I don't have a problem with the O2 restriction for contract iPhones, as they're subsidised quite a bit, so Apple & O2 are actually following the traditional model there for the UK & European mobile market - cheap phone, locked to a certain network.


But if you pay the full price for a PAYG iPhone, why should you be restricted to O2?

If you buy any other phone outright, you are not locked to a specific network, so why are you with the iPhone?

What if, like Chris, you want an iPhone, and are willing to pay full price for an iPhone, but you don't actually have any O2 reception? Or what if you do, but you simply want to choose a different network due to getting a better tariff?

How is that fair or competitive?

Was worse with the original iPhone, as that wasn't even subsidised on contract IIRC, so you had to pay for the whole thing yourself & still be stuck with O2 whether you went contract or PAYG.


The TV analogy doesn't work IMO -

If you use a dodgy STB, rather than an official VM supplied STB, you are still connecting to the VM cable TV network and are still obtaining VM cable TV services without paying for them.

With a Jailbroken iPhone containing e.g. a T-Mobile SIM, you are not even using the O2 mobile network, let alone using the O2 mobile network without paying.
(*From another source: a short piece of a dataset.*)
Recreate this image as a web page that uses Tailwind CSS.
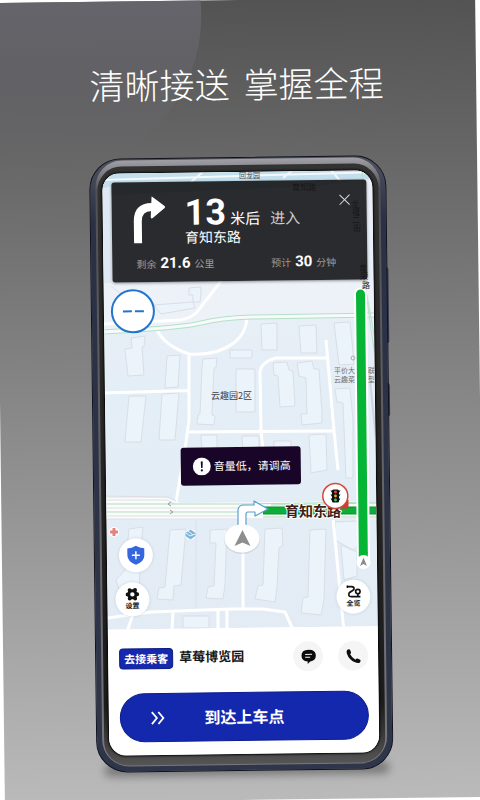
<!DOCTYPE html>
<html lang="zh-CN">
<head>
<meta charset="utf-8">
<meta name="viewport" content="width=device-width, initial-scale=1">
<title>清晰接送 掌握全程</title>
<script src="https://cdn.jsdelivr.net/npm/@tailwindcss/browser@4"></script>
</head>
<body class="bg-white font-['Noto_Sans','Noto_Sans_CJK_SC',sans-serif]">
<main class="min-h-screen overflow-hidden bg-white">
<div class="relative flex min-h-screen -rotate-[0.7deg] flex-col overflow-hidden bg-linear-to-b from-[#535353] via-[#878787] to-[#bababa] pb-[29px] pl-[92px] pr-[91px] pt-[59px]">
  <div class="absolute -left-[106px] -top-[142px] size-[312px] rounded-full bg-linear-to-b from-[#66666d] from-40% to-[#6a6a6e]/10" aria-hidden="true"></div>

  <h1 class="relative mb-[50px] flex justify-center gap-[14px] whitespace-nowrap font-['Noto_Sans_CJK_SC',sans-serif] text-[35px] font-light leading-[48px] text-white"><span>清晰接送</span><span>掌握全程</span></h1>

  <!-- Phone -->
  <div class="relative flex flex-1 flex-col">
    <div class="absolute -bottom-1 left-2 right-1 h-3 rounded-full bg-black/35 blur-[4px]" aria-hidden="true"></div>
    <div class="absolute -right-px top-[112px] h-[76px] w-1 rounded-sm bg-[#353b52]" aria-hidden="true"></div>
    <div class="absolute -right-px top-[228px] h-[33px] w-1 rounded-sm bg-[#353b52]" aria-hidden="true"></div>
    <div class="relative flex flex-1 flex-col rounded-[31px] border border-[#10131f] bg-linear-to-b from-[#50535f] via-[#2b3145] via-10% to-[#30364a] px-[5px] pb-[5px] pt-px">
      <div class="flex flex-1 flex-col rounded-[27px] bg-linear-to-b from-[#a0a0a6] via-[#505055] via-5% to-[#77777b] px-[2px] pb-px pt-[6px]">
        <div class="flex flex-1 flex-col rounded-[24px] bg-linear-to-b from-[#333] via-[#1c1c1c] via-90% to-[#555] pb-[10px] pl-[5px] pr-[6px] pt-[7px]">
          <div class="flex flex-1 flex-col overflow-hidden rounded-[17px] bg-white shadow-[0_0_2px_1px_#050505]">

            <!-- Map -->
            <section class="relative flex-1 overflow-hidden pl-[9px] pr-[6px] pt-[9px]" aria-label="导航地图">
              <svg class="absolute inset-0 size-full" viewBox="104 172 270 456" preserveAspectRatio="xMidYMid slice" font-family="Noto Sans CJK SC, sans-serif">
                <defs>
                  <linearGradient id="land" x1="0" x2="0" y1="0" y2="1"><stop offset="0" stop-color="#ecf0f8"/><stop offset=".5" stop-color="#e4eef6"/><stop offset="1" stop-color="#e3ecf5"/></linearGradient>
                </defs>
                <g transform="rotate(0.7 240 400)">
                  <rect x="90" y="160" width="300" height="480" fill="url(#land)"/>
                  <path d="M90 160H390V176L320 186L90 196Z" fill="#c3deec"/>
                  <path d="M100 180L380 172M190 182l14-12M282 178l10-8M330 170l10 12" stroke="#f2f8fb" stroke-width="2" fill="none"/>
                  <path d="M96 190L110 186V300H96Z" fill="#dfe9f3"/>
                  <path d="M103 283L250 281L374 280V313L230 317L205 322L103 330Z" fill="#edf1f8"/>
                  <!-- Buildings -->
                  <g fill="#ebf4fa" stroke="#d9dde6" stroke-width="1">
                    <path d="M153 305L192 302L194 308L160 314Z"/><path d="M188 288L200 287V294L199 302H192V295H188Z"/>
                    <path d="M130 338L144 336L143 347L141 347L143 375L127 376L124 349L131 348Z"/>
                    <path d="M166 356L179 355L177 387L164 388Z"/>
                    <path d="M202 359L216 358L215 368L213 368L211 415L214 416L213 425L196 424L197 415L199 414L201 368Z"/>
                    <path d="M128 396L145 396L140 442L124 442Z"/><path d="M161 394L178 393L174 440L158 440Z"/>
                    <path d="M229 350L251 350V358H229Z"/><path d="M235 369H254V412H235Z"/>
                    <path d="M260 324L276 323V350L261 350Z"/><path d="M298 326L315 325L316 353L300 353Z"/>
                    <path d="M333 323L349 322L352 352L353 364L338 365Z"/>
                    <path d="M272 363L286 362L288 370L292 371L294 406L279 407L277 376L273 375Z"/>
                    <path d="M296 363L311 361L313 369L318 369L321 413V423L301 425L300 414L306 414L305 378L298 376Z"/>
                    <path d="M334 389L349 388L352 420V478H345L342 403L336 402Z"/>
                    <path d="M200 435H216V450H201Z"/><path d="M241 436H258V448H242Z"/><path d="M273 441H290V450H273Z"/><path d="M308 435L325 434L326 470L310 473Z"/>
                    <path d="M128 529L142 527L140 548L138 590L118 589L115 580L124 570Z"/>
                    <path d="M169 530L185 529L180 585L173 586L172 600L156 599L158 588L164 587Z"/>
                    <path d="M209 530L226 529L224 585L222 599L205 598L207 587L213 586L215 543H209Z"/>
                    <path d="M264 529L281 528L282 545L278 548L276 587L274 602L254 599L257 586L262 585Z"/>
                    <path d="M309 530L325 529L323 600L320 615L300 613L302 598L307 597Z"/>
                    <path d="M334 522L356 521L358 545L352 550L334 540Z"/><path d="M340 545L356 552V576L343 580Z"/>
                    <path d="M182 616H208V628H182Z"/>
                  </g>
                  <path d="M195 520V610M110 286l10 8" stroke="#d8e2ec" stroke-width="1" fill="none"/>
                  <!-- Side streets -->
                  <g fill="none" stroke="#fff" stroke-width="3" stroke-linejoin="round">
                    <path d="M100 324L180 320Q190 318 196 312L224 276"/>
                    <path d="M156 330Q164 346 188 354Q216 356 234 342Q245 333 246 318"/>
                    <path d="M188 354V420L185 442L175 502M100 393L188 390.500M188 432L333 431"/>
                    <path d="M263 460L260 430L259 372Q260 362 275 358L326 358M325 340L333 431L337 470M332 518L343 632"/>
                    <path d="M242 545V609M100 619L150 612L230 609H262L284 612L293 632M172 611L171 630M217 609V630M226 609V630M132 614L126 632"/>
                  </g>
                  <g fill="none"><path d="M100 332Q180 328 200 323T250 317L376 315" stroke="#b4e0c8" stroke-width="5"/><path d="M100 332Q180 328 200 323T250 317L376 315" stroke="#f6fbfa" stroke-width="3"/></g>
                  <path d="M364 285L375 345V480M366 300L380 400M361 160L364 285" stroke="#b8e2c9" stroke-width="1" fill="none"/>
                  <path d="M368 370L376 450V500" stroke="#cfd3dc" stroke-width="2" fill="none"/>
                  <!-- Main road -->
                  <path d="M100 498L165 498L180 503L380 501V520L100 519Z" fill="#fafcfc"/>
                  <path d="M100 496L168 497L175 501M100 500L166 500L174 504M100 516H236M100 519H380M100 508H240" stroke="#dedee2" stroke-width="1" fill="none"/>
                  <path d="M100 504H240L380 502M100 512H240M270 505L380 503M262 517H380" stroke="#afdeba" stroke-width="1" fill="none"/>
                  <path d="M170 502l-3 2 3 2M169 510l3 2-3 2" stroke="#999" fill="none"/>
                  <!-- Route -->
                  <path d="M262 510.500H380" stroke="#0e8c34" stroke-width="8"/><path d="M262 510.500H380" stroke="#0bae36" stroke-width="6"/>
                  <path d="M359.500 294L362.500 562" stroke="#fff" stroke-width="13" stroke-linecap="round"/>
                  <path d="M359.500 294L362.300 552" stroke="#06b535" stroke-width="9" stroke-linecap="round"/>
                  <path d="M357.800 552H366.800V557H357.800Z" fill="#06b535"/>
                  <circle cx="362.500" cy="562" r="7" fill="#fff"/><path d="M362.500 557.500L366 566L362.500 564L359 566Z" fill="#8b8b8b"/>
                  <path d="M237 528V511Q237 505 243 505H253V501L267 509L254 516V512H247Q245 512 245 514V528Z" fill="#fff" stroke="#5a9fd0" stroke-width="1.200" stroke-linejoin="round"/>
                  <ellipse cx="241" cy="539.500" rx="18" ry="14.500" fill="#9aa7b5" opacity=".3"/>
                  <ellipse cx="241" cy="538.500" rx="17.500" ry="14" fill="#fff"/><path d="M241.500 530L249.500 546L241.500 542.500L233.500 546Z" fill="#8e8e8e"/>
                  <text x="284" y="516" font-size="14" font-weight="700" fill="#3b1f18" stroke="#fff" stroke-width="2" paint-order="stroke" stroke-linejoin="round">育知东路</text>
                  <path d="M339 508L347 500V508Z" fill="#d83a32" stroke="#d83a32"/>
                  <circle cx="334.300" cy="496" r="12.500" fill="#fff" stroke="#d4453d" stroke-width="1.500"/>
                  <rect x="331" y="489.500" width="7" height="13" rx="1.500" fill="#111"/><path d="M329.500 490.500h10l-2 3h-6zM329.500 494.500h10l-2 3h-6zM329.500 498.500h10l-2 3h-6z" fill="#111"/>
                  <circle cx="334.500" cy="492" r="1.400" fill="#e04b3c"/><circle cx="334.500" cy="496" r="1.400" fill="#e8a33a"/><circle cx="334.500" cy="500" r="1.400" fill="#44c35b"/>
                  <!-- Places -->
                  <circle cx="113" cy="532" r="5" fill="#fff"/><path d="M111.500 528h3v2.500h2.500v3h-2.500v2.500h-3v-2.500h-2.500v-3h2.500z" fill="#e5827f"/>
                  <circle cx="189.500" cy="534.500" r="5.500" fill="#f5fafd"/><path d="M189.500 529.500l5 3.500v3l-5 3.500-5-3.500v-3z" fill="#7fb4dc"/><path d="M185 533l4 3 5-2M187 531l5 4" stroke="#e8f3fb" fill="none"/>
                  <text x="238" y="178" font-size="7" fill="#4c4f55">回龙园</text>
                  <text x="210" y="399" font-size="9" fill="#3d4046">云趣园2区</text>
                  <g font-size="7" fill="#6c6f76"><text x="333" y="373">平价大</text><text x="333" y="382">云趣菜</text><text x="367" y="373">联</text><text x="367" y="382">型</text></g>
                  <circle cx="352" cy="358" r="2" fill="none" stroke="#a9abb0"/>
                  <g fill="#222" font-size="8"><text x="291" y="190">育知路</text><text x="350 351 351 352" y="207 215 223 231">龙禧二街</text><text x="358 359 361" y="271 279 288">育荣路</text></g>
                </g>
              </svg>

              <!-- Turn instruction -->
              <div class="relative h-[100px] rounded-[3px] bg-[#151517]/90 pt-[14px] text-white shadow-[0_1px_3px_#0006]">
                <svg class="absolute left-[21px] top-[14px] h-[48px] w-[34px]" viewBox="0 0 34 48" fill="none" aria-hidden="true"><path d="M5 47V25Q5 11 19 11H21" stroke="#fff" stroke-width="8"/><path d="M19 1Q18 0 20 1L32 10Q33 11 32 12L20 22Q18 23 18 21Z" fill="#fff"/></svg>
                <button type="button" aria-label="关闭" class="absolute right-[16px] top-[14px] size-[12px]"><svg viewBox="0 0 12 12" class="size-full" stroke="#ddd" stroke-width="1"><path d="M1 1l10 10M11 1L1 11"/></svg></button>
                <div class="pl-[73px]">
                  <p class="flex h-[34px] items-baseline whitespace-nowrap leading-none"><strong class="font-[Roboto] text-[36px] font-bold leading-[34px]">13</strong><span class="ml-[4px] text-[15px]">米后</span><span class="ml-[10px] text-[15px] text-[#cfcfcf]">进入</span></p>
                  <p class="text-[14px] leading-4">育知东路</p>
                </div>
                <div class="mt-[9px] flex justify-between whitespace-nowrap pl-[24px] pr-[31px] text-[10px] leading-4 text-[#9a9a9a]">
                  <p class="flex items-baseline gap-[4px]">剩余<strong class="font-[Roboto] text-[15px] leading-4 text-white">21.6</strong>公里</p>
                  <p class="flex items-baseline gap-[4px]">预计<strong class="font-[Roboto] text-[15px] leading-4 text-white">30</strong>分钟</p>
                </div>
              </div>

              <div class="relative -ml-[2px] mt-[7px] flex size-[44px] items-center justify-center gap-[3px] rounded-full border-2 border-[#2176cc] bg-white" role="img" aria-label="当前车速"><i class="h-[2px] w-[9px] bg-[#2176cc]"></i><i class="h-[2px] w-[9px] bg-[#2176cc]"></i></div>

              <div role="status" class="absolute left-1/2 top-[275px] flex h-[38px] w-[120px] -translate-x-1/2 items-center gap-[3px] whitespace-nowrap rounded-[3px] bg-[#180527] pl-[12px] text-[11px] text-white">
                <svg class="size-[18px] shrink-0" viewBox="0 0 18 18" aria-hidden="true"><circle cx="9" cy="9" r="9" fill="#fff"/><path d="M8 4h2l-.3 6.500h-1.400z" fill="#180527"/><circle cx="9" cy="13" r="1.100" fill="#180527"/></svg>音量低，请调高
              </div>

              <button type="button" aria-label="安全中心" class="absolute bottom-[57px] left-[12px] flex size-[34px] items-center justify-center rounded-full bg-white shadow-[0_0_3px_#8ea3b466]"><svg class="h-[20px] w-[18px]" viewBox="0 0 18 20"><path d="M9 .500Q13 3 17.500 3V10Q17.500 16 9 19.500Q.5 16 .5 10V3Q5 3 9 .5Z" fill="#3566dd"/><path d="M9 6v8M5 10h8" stroke="#fff" stroke-width="1.500"/></svg></button>
              <button type="button" class="absolute bottom-[13px] left-[8px] flex size-[34px] flex-col items-center justify-center rounded-full bg-white text-[7px] font-bold leading-[10px] text-[#111] shadow-[0_0_3px_#8ea3b466]"><svg class="h-[14px] w-[14px]" viewBox="0 0 14 14"><g fill="#111"><circle cx="7" cy="7" r="5"/><circle cx="4.300" cy="2.800" r="2"/><circle cx="9.700" cy="2.800" r="2"/><circle cx="2.200" cy="7" r="2"/><circle cx="11.800" cy="7" r="2"/><circle cx="4.300" cy="11.200" r="2"/><circle cx="9.700" cy="11.200" r="2"/></g><circle cx="7" cy="7" r="2.200" fill="#fff"/></svg>设置</button>
              <button type="button" class="absolute bottom-[13px] right-[7px] flex size-[34px] flex-col items-center justify-center rounded-full bg-white text-[7px] font-bold leading-[10px] text-[#111] shadow-[0_0_3px_#8ea3b466]"><svg class="h-[14px] w-[15px]" viewBox="0 0 15 14" fill="none" stroke="#111" stroke-width="1.700"><path d="M1 2H5Q8.500 2 7.500 5L3 8Q1 12 5 12H14"/><circle cx="11.500" cy="7" r="2.200"/><path d="M11.500 9V12M1 .8v2.400"/></svg>全览</button>
            </section>

            <!-- Trip panel -->
            <section class="bg-white pb-[13px] pl-[11px] pr-[10px] pt-[14px]">
              <div class="flex items-center whitespace-nowrap">
                <span class="rounded-[4px] border border-[#0b1c85] bg-[#1528ae] px-[4px] text-[11px] font-bold leading-[19px] text-white">去接乘客</span>
                <span class="ml-[6px] text-[13px] font-bold text-[#161616]">草莓博览园</span>
                <button type="button" aria-label="发消息" class="ml-auto flex size-[30px] items-center justify-center rounded-full bg-[#f5f5f5]"><svg class="size-[15px]" viewBox="0 0 15 15"><path d="M7.500 .5Q14.700 .5 14.700 6.500Q14.700 11.500 9 12.300L6.500 14.800V12.400Q.3 11.800 .3 6.500Q.3 .5 7.500 .5Z" fill="#0c0c0c"/><path d="M4 5.200h7M4 8h5" stroke="#f5f5f5" stroke-width="1"/></svg></button>
                <button type="button" aria-label="打电话" class="ml-[15px] flex size-[30px] items-center justify-center rounded-full bg-[#f5f5f5]"><svg class="size-[15px]" viewBox="0 0 15 15"><path d="M1 1.200Q3 0 4 1L5 3.800Q5 4.800 3.900 5.400Q5.500 9 9.300 11.100Q10.100 9.700 11.200 10L14 11.300Q15 12.500 13.700 14Q12 15 9.500 14Q3 11.500 .8 5Q0 2.500 1 1.200Z" fill="#0c0c0c"/></svg></button>
              </div>
              <button type="button" class="relative mt-[20px] flex h-[49px] w-full items-center justify-center rounded-full border border-[#0c1d8c] bg-[#1428ad] text-[16px] font-bold text-white"><svg class="absolute left-[30px] h-[14px] w-[14px]" viewBox="0 0 14 14" fill="none" stroke="#fff" stroke-width="1.800"><path d="M1 1l5 6-5 6M7.500 1l5 6-5 6"/></svg>到达上车点</button>
            </section>
          </div>
        </div>
      </div>
    </div>
  </div>
</div>
</main>
</body>
</html>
It's not the same...


However, having said all that, I've not Jailbroken mine & am quite happy to be stuck back with O2. Was with them for years, since BT Cellnet & Genie, before regretfully ditching them for T-Mobile in 2007. Much prefer O2 to my last network, and I don't want to screw up the warranty on my nice shiny new phone.

Still, if Apple would allow the iPhone to do various things such as MMS, copy & paste, video recording, Bluetooth file transfer, Bluetooth A2DP, and other features which I always assumed to be rather standard things, then perhaps it would at least lessen part of the demand for Jailbreaking (running non-Apple apps).